I have had a set of infantryman’s 1944 Pattern webbing for many years, however earlier this year I had the opportunity to pick up some of the items needed to complete a set of pistol equipment. An obvious component of the pistol equipment is the pistol case itself to carry a revolver in.
The 1944 Pattern fitting instructions gives the official description of this item:
This is made to accommodate the present Service revolver.
The body is woven in one piece and is lined with smooth webbing; the flap is closed with a quick-release fastener.
Two double hooks are provided on the back for attachment to the ammunition pouch when that article is to be carried above the pistol case, or to serve as an alternative method of attachment to the waistbelt.

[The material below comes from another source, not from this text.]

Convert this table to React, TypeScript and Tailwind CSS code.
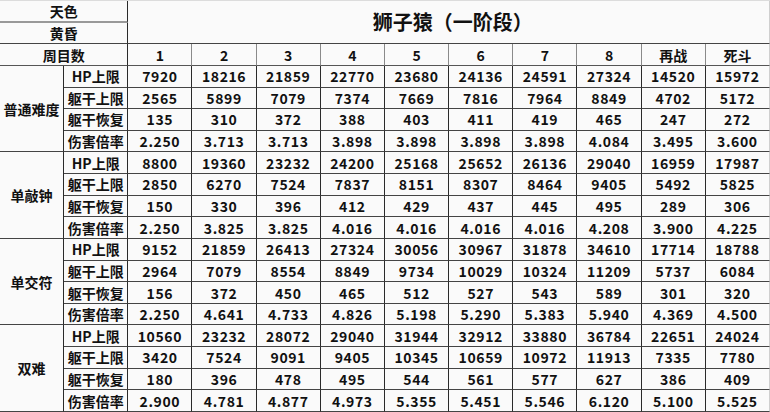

Not mentioned in the official description, the base of the pistol case has a small grommet fitted to allow water to drain out in the likely event of the holster getting submerged in water whilst operating in the jungle:
A number of manufacturers produced the pistol case, in this case Michael Wright & Sons in 1945:
The pistol case was based on the tried and true pattern introduced as far back as 1919 as part of the naval webbing set, just updated to the lighter weight webbing of the 1944 pattern set and with the new fastener for the top-flap in place of the traditional press stud. It would continue to see service in the jungles of the far east until the withdrawal of revolvers in the 1960s when it would be replaced by the 1958 pattern holster for the Browning Hi-Power.